Are you currently working on a research project?
I am finishing up a book — my first book. It’s called Becoming Men of Some Consequence: Youth and Military Service in the Revolutionary War. I just presented a book talk that gave an overview and offered a case study from within.
The project is about how young men in revolutionary America viewed and experienced long-term military service, particularly in the Continental Army. And it’s all wrapped in the aspirations for full membership in the community, manliness and their concepts of political ideas in terms of the revolution.
I came to this story because the sources for the American Revolution are so broad and the sources have been so well preserved, it’s exciting. It’s exciting that this is starting to really look like a book. I’ve gotten great advice from my colleagues here. I love bouncing ideas off of students. Any time I’m not really sure what something means, it’s like, bring it to a colleague, put it out in front of a classroom, and we can kind of puzzle through it together. It’s a lot of fun.

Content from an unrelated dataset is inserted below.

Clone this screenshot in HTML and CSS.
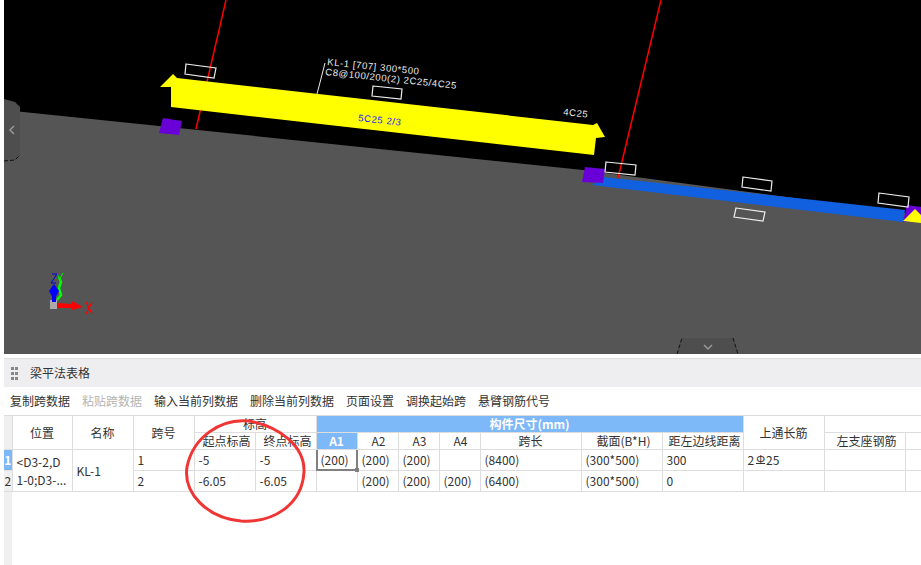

What’s the value of studying history?
When we study the past, we realize how hard it is to figure out what was going on, what caused what, and it forces us to ask moral questions like, “How could they have done that?” or “how did they think that that was okay?” — slavery, patriarchy, expropriation of land. And if we can think that way about the past, we then have a better shot at thinking that way about the present, which is what we don’t understand about our own time in terms of causality, structures, relationships. And then that moral question: “What’s going on right now that in a hundred years people are going to look back and say, ‘what was wrong with them?’”
[The past] should make us humble. I tell my students that when we look at the past we shouldn’t feel self-righteous and we shouldn’t pat ourselves on the back because we’re better than these people. We are where we are because of what these people did and the mistakes they made.
History is worth studying because it makes us know what we don’t know about ourselves and if it doesn’t make you humble about your own moral certitudes, you’re doing it wrong. And that’s why the study of history keeps changing because our moral questions keep changing and our own structures keep changing.
History classes teach you how to turn stories, propaganda and disjointed facts into data and to turn that data into evidence. And then to use that evidence in an argument to show people the purpose of your point. There’s so much more than facts and dates.
What do you do in your free time?
Let me tell you about Hildy the dog. She’s a dear companion who likes students. I play a bit of golf, I like hiking, running. I really like Winston-Salem.
If I had a message to students it’s that there are fun things downtown. What are we [adults] doing that students aren’t getting to do?
I don’t know what the magic formula is, but there are cool things downtown. I can’t imagine that it could only be cool to someone who’s 35 or older. It’s wonderful to be making a home here in Winston. It’s really neat to be able to share this community with you all.
What would you say is the most important date in American history?
When’s Columbus Day? October 12, 1492? That’s probably the most important date in human history. I should put a Revolutionary War date down, but I really think it’s a date we celebrate as Columbus Day — and celebrate isn’t the right word.
Is there advice you wish you could tell your undergraduate self?
Do all the reading. You get out what you put in. But I don’t think college Jake would listen to me, regretting to do all the reading. I’ve gone back to books that I’ve read in graduate school and in college and you get different things out of books when you read them at different points in your life.